▶ [What is needed] List each line holding the string "components".

═════ Stored data

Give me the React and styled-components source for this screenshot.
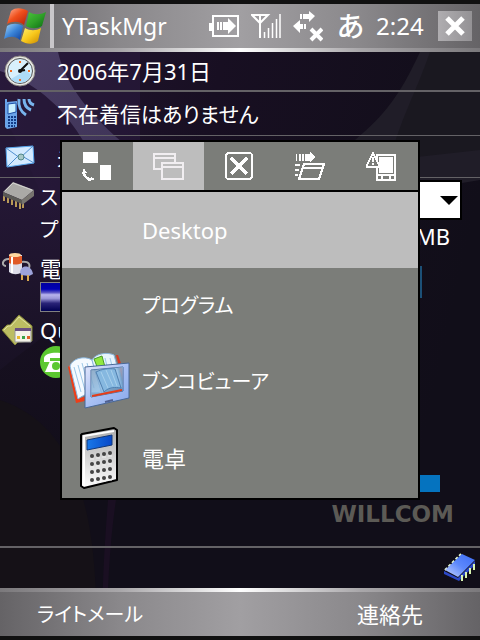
import React from 'react';
import styled, { createGlobalStyle, css } from 'styled-components';

const GlobalStyle = createGlobalStyle`
  * { box-sizing: border-box; }
  body {
    margin: 0;
    background: #110e19;
    color: #fff;
    font-family: "Noto Sans", "Noto Sans CJK JP", sans-serif;
    font-size: 22px;
    line-height: 32px;
    font-feature-settings: "palt";
  }
  button, select { font: inherit; font-feature-settings: inherit; color: inherit; }
  svg { display: block; }
`;

const Screen = styled.div`
  position: relative;
  isolation: isolate;
  min-height: 100vh;
  display: flex;
  flex-direction: column;
  overflow: hidden;
`;

const Wallpaper = styled.svg`
  position: absolute;
  inset: 0;
  width: 100%;
  height: 100%;
  z-index: -1;
`;

const Kana = styled.span`
  font-size: 20px;
`;

const metal = 'linear-gradient(90deg, #656366, #8a888b 25%, #a19fa2 50%, #8a888b 75%, #656366)';
const shine = 'linear-gradient(90deg, #7b797c, #a9a7aa 25%, #fff 50%, #a9a7aa 75%, #7b797c)';

const TitleBar = styled.header`
  display: flex;
  align-items: center;
  height: 52px;
  padding-right: 8px;
  border-top: 4px solid #111;
  border-bottom: 4px solid transparent;
  background: ${metal} padding-box, ${shine} border-box;
`;

const StartButton = styled.button`
  flex: none;
  width: 54px;
  height: 44px;
  padding: 2px 4px;
  border: 0;
  border-right: 4px solid #c9c7ca;
  background: linear-gradient(90deg, #656366, #737174);
`;

const Title = styled.h1`
  flex: 1;
  margin: 0;
  padding-left: 8px;
  font-size: 23px;
  font-weight: 400;
`;

const Status = styled.div`
  display: flex;
  align-items: center;
  gap: 12px;
`;

const InputMode = styled.span`
  padding-left: 2px;
  font-size: 28px;
  font-weight: 500;
`;

const Clock = styled.time`
  width: 62px;
  font-size: 24px;
`;

const CloseButton = styled.button`
  width: 34px;
  height: 30px;
  padding: 0;
  display: grid;
  place-items: center;
  border: 0;
  background: linear-gradient(90deg, #afadb0, #949295);
`;

const InfoRow = styled.div`
  display: flex;
  align-items: center;
  height: ${p => p.$height}px;
  padding-left: 4px;
  gap: 21px;
  font-size: ${p => p.$size || 22}px;
  border-bottom: ${p => p.$line}px solid #646266;
`;

const Today = styled.main`
  flex: 1;
  display: flex;
  flex-direction: column;
`;

const Plugin = styled.section`
  display: grid;
  grid-template-columns: 38px 1fr;
  padding: ${p => p.$top}px 18px 0 2px;
`;

const Storage = styled.div`
  display: grid;
  grid-template-columns: 1fr 2fr;
`;

const Line = styled.div`
  height: ${p => p.$height || 32}px;
  padding-right: ${p => (p.$end ? 12 : 0)}px;
  text-align: ${p => (p.$end ? 'right' : 'left')};
  white-space: nowrap;
`;

const SelectBox = styled.div`
  position: relative;
  svg { position: absolute; right: 4px; top: 16px; pointer-events: none; }
`;

const Select = styled.select`
  width: 100%;
  height: 40px;
  display: block;
  appearance: none;
  border: 2px solid #000;
  border-radius: 0;
  background: #fff;
  color: #000;
`;

const Gauge = styled.div`
  width: 88%;
  height: 30px;
  border: 1px solid #808080;
  background: linear-gradient(#0000a0, #0000b4 22%, #5a54c4 34%, #b8b4ec 42%, #9c98d8 55%, #2a2478 72%, #000050);
`;

const Brand = styled.div`
  margin-top: auto;
  padding: 0 26px 16px 0;
  text-align: right;
  font: bold 23px/32px "DejaVu Sans", sans-serif;
  color: #5c5a55;
`;

const Tray = styled.div`
  display: flex;
  justify-content: flex-end;
  align-items: center;
  height: 42px;
  padding-right: 4px;
  border-top: 2px solid #646266;
`;

const SoftKeys = styled.footer`
  border-top: 4px solid transparent;
  border-bottom: 4px solid #111;
  display: flex;
  justify-content: space-between;
  height: 52px;
  background: ${metal} padding-box, ${shine} border-box;
`;

const SoftKey = styled.button`
  width: 37.5%;
  padding: 0;
  border: 0;
  background: none;
`;

const Overlay = styled.div`
  position: absolute;
  inset: 0;
  display: grid;
  place-items: center;
`;

const Popup = styled.div`
  width: 75%;
  border: 2px solid #000;
  background: #7b7d79;
  padding-bottom: 2px;
`;

const Tabs = styled.div`
  display: flex;
  border-bottom: 2px solid #000;
`;

const selected = css`background: #bdbdbd;`;

const Tab = styled.button`
  flex: 1;
  height: 48px;
  padding: 0;
  display: grid;
  place-items: center;
  border: 0;
  background: none;
  ${p => p.$on && selected}
  svg { shape-rendering: crispEdges; }
`;

const Task = styled.button`
  width: 100%;
  height: 76px;
  padding: 0 0 0 6px;
  display: grid;
  grid-template-columns: 64px 1fr;
  align-items: center;
  gap: 10px;
  border: 0;
  background: none;
  text-align: left;
  ${p => p.$on && selected}
`;

const Backdrop = () => (
  <Wallpaper viewBox="0 0 480 640" preserveAspectRatio="xMidYMid slice" aria-hidden="true">
    <defs>
      <linearGradient id="base" x1="0" y1="0" x2="1" y2="0.3">
        <stop offset="0" stopColor="#241633" />
        <stop offset="0.45" stopColor="#180f22" />
        <stop offset="1" stopColor="#110e19" />
      </linearGradient>
      <linearGradient id="fade" x1="0" y1="0" x2="0" y2="1">
        <stop offset="0.3" stopColor="#110e19" stopOpacity="0" />
        <stop offset="0.75" stopColor="#110e19" />
      </linearGradient>
      <linearGradient id="ribbon" x1="0" y1="0" x2="1" y2="1">
        <stop offset="0" stopColor="#4b3f66" />
        <stop offset="1" stopColor="#3f3458" />
      </linearGradient>
    </defs>
    <rect width="480" height="640" fill="url(#base)" />
    <path d="M0 110C40 180 90 300 110 460V640H0Z" fill="#1d1228" />
    <path d="M0 370C50 330 100 300 140 240V0H0Z" fill="#2c1c42" opacity=".5" />
    <rect width="480" height="640" fill="url(#fade)" />
    <path d="M0 400C60 420 100 480 96 640H0Z" fill="#151117" />
    <path d="M108 500C104 550 102 590 102 640H107C107 590 110 540 116 500Z" fill="#1a0f22" />
    <path d="M420 52C400 95 385 115 355 140L420 190L480 180V52Z" fill="#201d28" />
    <path d="M430 52C415 95 400 120 390 160L480 150V52Z" fill="#1a1820" />
    <path d="M0 52H58C64 78 82 108 122 142H84C66 112 40 84 0 71Z" fill="url(#ribbon)" />
    <path d="M420 266H422V298H420Z" fill="#1c5077" />
    <path d="M400 475H440V492H400Z" fill="#0573bf" />
  </Wallpaper>
);

const Flag = () => (
  <svg width="42" height="38" viewBox="0 0 42 38" aria-hidden="true">
    <defs>
      <linearGradient id="fr" x1="0" y1="0" x2="1" y2="1"><stop stopColor="#ffb59a" /><stop offset=".45" stopColor="#f0501c" /><stop offset="1" stopColor="#b01c08" /></linearGradient>
      <linearGradient id="fg" x1="0" y1="0" x2="1" y2="1"><stop stopColor="#4cc43c" /><stop offset=".5" stopColor="#2fa028" /><stop offset="1" stopColor="#0a6a14" /></linearGradient>
      <linearGradient id="fb" x1="0" y1="0" x2="1" y2="1"><stop stopColor="#a8d8fa" /><stop offset=".5" stopColor="#3a84d8" /><stop offset="1" stopColor="#0c3c98" /></linearGradient>
      <linearGradient id="fy" x1="0" y1="0" x2="1" y2="1"><stop stopColor="#fff070" /><stop offset=".5" stopColor="#f8c81c" /><stop offset="1" stopColor="#c88800" /></linearGradient>
    </defs>
    <path d="M7 4C12 0 18 1 24 4L20 18C15 14 9 14 3 17Z" fill="url(#fr)" />
    <path d="M25 5C30 8 36 8 42 5L38 19C33 22 27 22 22 19Z" fill="url(#fg)" />
    <path d="M3 19C8 16 14 16 19 19L16 33C11 29 6 29 0 32Z" fill="url(#fb)" />
    <path d="M21 21C26 24 32 24 37 21L34 34C29 38 22 37 17 34Z" fill="url(#fy)" />
  </svg>
);

const BatteryStatus = () => (
  <svg width="30" height="24" viewBox="0 0 30 24" fill="#fff" aria-label="充電中">
    <path d="M0 9H3V1H30V23H3V17H0ZM5 3V21H28V3Z" fillRule="evenodd" />
    <path d="M8 8h2v8H8zM11 8h2v8h-2zM14 8h5V4l8 8-8 8v-4h-5z" />
  </svg>
);

const SignalStatus = () => (
  <svg width="30" height="26" viewBox="0 0 30 26" fill="none" stroke="#fff" aria-label="電波">
    <path d="M1 2H17L9 10ZM9 2V25" strokeWidth="2" />
    <path d="M13.500 19V25M17.500 15V25M21.500 10V25M25.500 6V25M29 1V25" strokeWidth="1.500" />
  </svg>
);

const LinkStatus = () => (
  <svg width="30" height="32" viewBox="0 0 30 32" fill="#fff" aria-label="未接続">
    <path d="M7 4h2v5H7zM10 4h6V1l6 5-6 6V9h-6zM0 16l7-6v4h3v5H7v4zM11 14h2v5h-2z" />
    <path d="M18 19L29 30M29 19L18 30" stroke="#fff" strokeWidth="4" />
  </svg>
);

const ClockIcon = () => (
  <svg width="32" height="34" viewBox="0 0 32 34" aria-hidden="true">
    <circle cx="16" cy="17" r="15" fill="#e9e9e6" stroke="#8a8680" strokeWidth="1" />
    <circle cx="16" cy="17" r="12.500" fill="#d8f0fc" stroke="#555" strokeWidth="1" />
    <path d="M7 25A12 12 0 0 0 27 21L22 16Z" fill="#aedcf8" />
    <path d="M15 7h2v2h-2zM15 25h2v2h-2zM6 16h2v2H6zM24 16h2v2h-2z" fill="#f36a20" />
    <path d="M16 17L24 9M16 17L21 16" stroke="#111" strokeWidth="2" />
    <circle cx="16" cy="17" r="2" fill="#111" />
  </svg>
);

const PhoneIcon = () => (
  <svg width="32" height="32" viewBox="0 0 32 32" aria-hidden="true">
    <path d="M1 1H3V4L13 3V29L3 31L1 29Z" fill="#6aa4e8" />
    <path d="M4 6L12 5V14L4 16Z" fill="#c8f0ff" stroke="#1c50a8" />
    <path d="M4 19H12M4 22H12M4 25H12M4 28H11" stroke="#123c88" strokeWidth="2" strokeDasharray="2 1" />
    <g fill="none" stroke="#78b4ec" strokeWidth="3">
      <path d="M15 1C14 8 17 14 22 17" /><path d="M20 1C20 6 22 10 27 12" /><path d="M25 1C25 4 27 6 30 7" />
    </g>
  </svg>
);

const MailIcon = () => (
  <svg width="32" height="28" viewBox="0 0 32 28" aria-hidden="true">
    <path d="M2 5L29 3L30 20L3 24Z" fill="#d4eaff" stroke="#58a8f0" />
    <path d="M2 5L16 15L29 3M3 24L14 13M30 20L18 13" fill="none" stroke="#4f8fd0" />
    <circle cx="17" cy="14" r="3" fill="#a8c8c8" stroke="#538888" />
  </svg>
);

const ChipIcon = () => (
  <svg width="32" height="30" viewBox="0 0 32 30" aria-hidden="true">
    <path d="M2 13V21M6 15V23M10 17V25M14 19V27M18 21V29M21 21V28" stroke="#b99a58" strokeWidth="2" />
    <path d="M1 12L11 2L32 10L20 20Z" fill="#aaa9a6" />
    <path d="M1 12L20 20V24L1 16Z" fill="#5a5955" />
    <path d="M20 20L32 10V16L20 25Z" fill="#77746f" />
    <path d="M3 11L11 3L30 10" fill="none" stroke="#d4d4d0" />
  </svg>
);

const PowerIcon = () => (
  <svg width="32" height="30" viewBox="0 0 32 30" aria-hidden="true">
    <path d="M8 7C0 6 -1 14 4 14M19 10C28 9 28 13 27 16" fill="none" stroke="#aaa" strokeWidth="2" />
    <path d="M7 3H20V20C16 23 11 23 7 20Z" fill="#dcdce8" />
    <path d="M7 4H20V11C15 13 11 13 7 11Z" fill="#e05a28" />
    <ellipse cx="13" cy="3" rx="6" ry="2" fill="#ffd8a0" />
    <path d="M10 5V21" stroke="#fff" strokeWidth="2" />
    <path d="M18 20C19 13 29 12 31 22L27 24L19 23Z" fill="#9da3da" />
    <path d="M20 23V28M26 23V29" stroke="#d8a850" strokeWidth="2" />
  </svg>
);

const HomeIcon = () => (
  <svg width="32" height="32" viewBox="0 0 32 32" aria-hidden="true">
    <path d="M0 16L5 11H8L17 1L30 12V27L16 28L13 31Z" fill="#bcbd62" stroke="#85863a" />
    <path d="M2 16L6 12H9L17 3L28 12" fill="none" stroke="#e0e0a0" />
    <path d="M13 15H29V28H13Z" fill="#f4f2e8" stroke="#999" />
    <path d="M13 14H29V17H13Z" fill="#6a5080" />
    <path d="M15 22h3v3h-3z" fill="#e8b830" /><path d="M20 22h3v3h-3z" fill="#38a048" /><path d="M25 22h3v3h-3z" fill="#e06028" />
  </svg>
);

const DialIcon = () => (
  <svg width="32" height="32" viewBox="0 0 32 32" aria-hidden="true">
    <circle cx="16" cy="16" r="16" fill="#5cc830" />
    <path d="M4 12C5 5 27 5 28 12V16H22V12H10V16H4Z" fill="#fff" />
    <path d="M10 15H22L27 26H5Z" fill="#fff" />
    <circle cx="16" cy="20" r="4" fill="#5cc830" />
  </svg>
);

const BlueChip = () => (
  <svg width="32" height="30" viewBox="0 0 32 30" aria-hidden="true">
    <defs><linearGradient id="bc" x1="1" y1="0" x2="0" y2="1"><stop stopColor="#3c6cf4" /><stop offset=".5" stopColor="#5c88fc" /><stop offset="1" stopColor="#c8d4ff" /></linearGradient></defs>
    <path d="M1 17L17 1" stroke="#e4f8d0" strokeWidth="2" strokeDasharray="3 2" />
    <path d="M1 17L18 1L31 7L14 24Z" fill="url(#bc)" />
    <path d="M0 18L14 25L31 8V12L15 28L0 21Z" fill="#2c48c8" />
    <path d="M18 22V28M22 19V25M26 15V21M30 11V17" stroke="#d8f4b0" strokeWidth="2" />
  </svg>
);

const SwapIcon = () => (
  <svg width="32" height="32" viewBox="0 0 32 32" fill="#fff" aria-hidden="true">
    <path d="M1 2h15v11H1zM18 15h11v15H18z" />
    <path d="M2 18L5 23H3C4 26 6 28 9 28V27L13 29L7 31C3 29 1 26 0 23Z" />
  </svg>
);

const WindowsIcon = () => (
  <svg width="32" height="32" viewBox="0 0 32 32" fill="none" stroke="#f1eef1" strokeWidth="2" aria-hidden="true">
    <path d="M8 19H1V4H22V13M1 8H22" />
    <path d="M9 13H30V29H9ZM9 17H30" />
  </svg>
);

const CloseBoxIcon = () => (
  <svg width="32" height="32" viewBox="0 0 32 32" fill="none" stroke="#fff" aria-hidden="true">
    <rect x="2" y="3" width="26" height="26" rx="3" strokeWidth="2" />
    <path d="M7 8L23 24M23 8L7 24" strokeWidth="4" />
  </svg>
);

const FolderIcon = () => (
  <svg width="32" height="32" viewBox="0 0 32 32" fill="#fff" aria-hidden="true">
    <path d="M1 4h1v7H1zM4 4h2v7H4zM7 4h2v7H7zM10 4h5V2l5 5-5 6v-2h-5zM0 14h5v2H0zM0 19h4v2H0zM0 24h3v2H0z" />
    <path d="M9 14H29L24 29H4ZM7 18H27" fill="none" stroke="#fff" strokeWidth="2" />
  </svg>
);

const AlertPhoneIcon = () => (
  <svg width="32" height="32" viewBox="0 0 32 32" aria-hidden="true">
    <path d="M11 5H29V30H11ZM11 25H29M16 25V29M24 25V29" fill="#7b7d79" stroke="#fff" strokeWidth="2" />
    <path d="M13 7H27V23H13Z" fill="#fff" />
    <path d="M7 3L14 17H0Z" fill="#7b7d79" stroke="#fff" strokeWidth="2" strokeLinejoin="round" />
    <path d="M7 7V12M7 13V15" stroke="#fff" strokeWidth="2" />
  </svg>
);

const BookIcon = () => (
  <svg width="64" height="60" viewBox="0 0 64 60" aria-hidden="true">
    <defs>
      <linearGradient id="frame" x1="0" y1="0" x2="1" y2="1"><stop stopColor="#e4e8fc" /><stop offset=".5" stopColor="#a8c0f4" /><stop offset="1" stopColor="#88a8ec" /></linearGradient>
      <linearGradient id="glass" x1="0" y1="0" x2="1" y2="1"><stop stopColor="#7898b8" /><stop offset=".5" stopColor="#8ab8e0" /><stop offset="1" stopColor="#5888c0" /></linearGradient>
    </defs>
    <path d="M0 15L2 13L11 46L34 41L52 37V41L8 51Z" fill="#ee3e18" />
    <path d="M48 3L50 3L56 20V34Z" fill="#d83820" />
    <path d="M2 14C4 7 16 3 24 8L34 42C26 38 17 42 10 47Z" fill="#f4faff" stroke="#8cb8e0" />
    <path d="M24 8C28 1 40 0 46 3L55 36C46 34 38 36 34 42Z" fill="#e8f4fc" stroke="#8cb8e0" />
    <path d="M6 15L13 40M10 13L17 38M14 11L21 37M19 11L26 36M37 6L44 34M42 6L49 33" stroke="#9cc8e8" />
    <path d="M26 7L34 4L37 15L30 17Z" fill="#90e840" stroke="#4a9a28" />
    <path fillRule="evenodd" d="M17 15L61 11V46L17 56ZM23 18V45L55 39V15Z" fill="url(#frame)" stroke="#486898" />
    <path d="M23 18L55 15V39L23 45Z" fill="url(#glass)" opacity=".8" />
    <path d="M28 20L36 40C41 35 47 35 53 36L47 17C40 16 34 17 28 20Z" fill="#86b8e0" stroke="#5080b0" />
    <path d="M33 20L40 36M38 18L45 34M43 18L49 34" stroke="#a8d0ec" />
    <path d="M24 43L54 37V39L24 45Z" fill="#e63c18" />
    <path d="M37 50L45 48" stroke="#506090" strokeWidth="2" />
  </svg>
);

const CalculatorIcon = () => (
  <svg width="64" height="64" viewBox="0 0 64 64" aria-hidden="true">
    <defs>
      <linearGradient id="body" x1="0" y1="0" x2="0" y2="1"><stop stopColor="#aaa" /><stop offset="1" stopColor="#fff" /></linearGradient>
      <linearGradient id="lcd"><stop stopColor="#1878e8" /><stop offset="1" stopColor="#0848c8" /></linearGradient>
    </defs>
    <path d="M14 8L46 2L49 4V54L16 62L13 60V9Z" fill="url(#body)" stroke="#000" strokeWidth="2" strokeLinejoin="round" />
    <path d="M16 60V10L46 5" fill="none" stroke="#fff" strokeWidth="2" />
    <path d="M19 14L44 9V19L19 24Z" fill="url(#lcd)" stroke="#123878" />
    {[0, 1, 2, 3].flatMap(r => [0, 1, 2, 3].map(c => (
      <g key={`${r}${c}`}>
        <circle cx={24 + c * 6} cy={30 + r * 8 - c} r="2" fill="#444" />
        <path d={`M${22 + c * 6} ${33 + r * 8 - c}h4`} stroke="#eee" strokeWidth="1" />
      </g>
    )))}
  </svg>
);

const tabs = [
  ['切り替え', SwapIcon],
  ['ウィンドウ', WindowsIcon],
  ['終了', CloseBoxIcon],
  ['フォルダ', FolderIcon],
  ['デバイス', AlertPhoneIcon],
];

const tasks = [
  { name: 'Desktop' },
  { name: 'プログラム', Label: Kana },
  { name: 'ブンコビューア', Label: Kana, Icon: BookIcon },
  { name: '電卓', Icon: CalculatorIcon },
];

export default function App() {
  return (
    <>
      <GlobalStyle />
      <Screen>
        <Backdrop />
        <TitleBar>
          <StartButton aria-label="スタート"><Flag /></StartButton>
          <Title>YTaskMgr</Title>
          <Status>
            <BatteryStatus />
            <SignalStatus />
            <LinkStatus />
            <InputMode>あ</InputMode>
            <Clock>2:24</Clock>
          </Status>
          <CloseButton aria-label="閉じる">
            <svg width="20" height="20" viewBox="0 0 20 20"><path d="M2 2L18 18M18 2L2 18" stroke="#fff" strokeWidth="5" /></svg>
          </CloseButton>
        </TitleBar>

        <Today>
          <InfoRow $height={40} $line={2}><ClockIcon /><span>2006年7月31日</span></InfoRow>
          <InfoRow $height={44} $line={1} $size={21}><PhoneIcon /><span>不在着信はありません</span></InfoRow>
          <InfoRow $height={42} $line={1}><MailIcon /><span>未読メッセージ</span></InfoRow>

          <Plugin $top={2}>
            <ChipIcon />
            <Storage>
              <div>
                <Line><Kana as="label" htmlFor="storage">ストレージ</Kana></Line>
                <Line><Kana>プログラム</Kana></Line>
              </div>
              <div>
                <SelectBox>
                  <Select id="storage" defaultValue=""><option value="" /></Select>
                  <svg width="18" height="10" viewBox="0 0 18 10"><path d="M0 0H18L9 9Z" fill="#000" /></svg>
                </SelectBox>
                <Line $end>MB</Line>
              </div>
            </Storage>
          </Plugin>
          <Plugin $top={0}>
            <PowerIcon />
            <div>
              <Line $height={30}>電源</Line>
              <Gauge />
            </div>
          </Plugin>
          <Plugin $top={2}>
            <HomeIcon />
            <div>
              <Line>QuickDial</Line>
              <DialIcon />
            </div>
          </Plugin>
          <Brand>WILLCOM</Brand>
        </Today>

        <Tray><BlueChip /></Tray>
        <SoftKeys>
          <SoftKey><Kana>ライトメール</Kana></SoftKey>
          <SoftKey>連絡先</SoftKey>
        </SoftKeys>

        <Overlay>
          <Popup role="dialog" aria-label="YTaskMgr">
            <Tabs>
              {tabs.map(([name, Icon], i) => (
                <Tab key={name} $on={i === 1} aria-label={name}><Icon /></Tab>
              ))}
            </Tabs>
            {tasks.map(({ name, Icon = 'span', Label = 'span' }, i) => (
              <Task key={name} $on={i === 0}>
                <Icon />
                <Label>{name}</Label>
              </Task>
            ))}
          </Popup>
        </Overlay>
      </Screen>
    </>
  );
}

══════════

▶ [Worked solution]
Give me the React and styled-components source for this screenshot.
import styled, { createGlobalStyle, css } from 'styled-components';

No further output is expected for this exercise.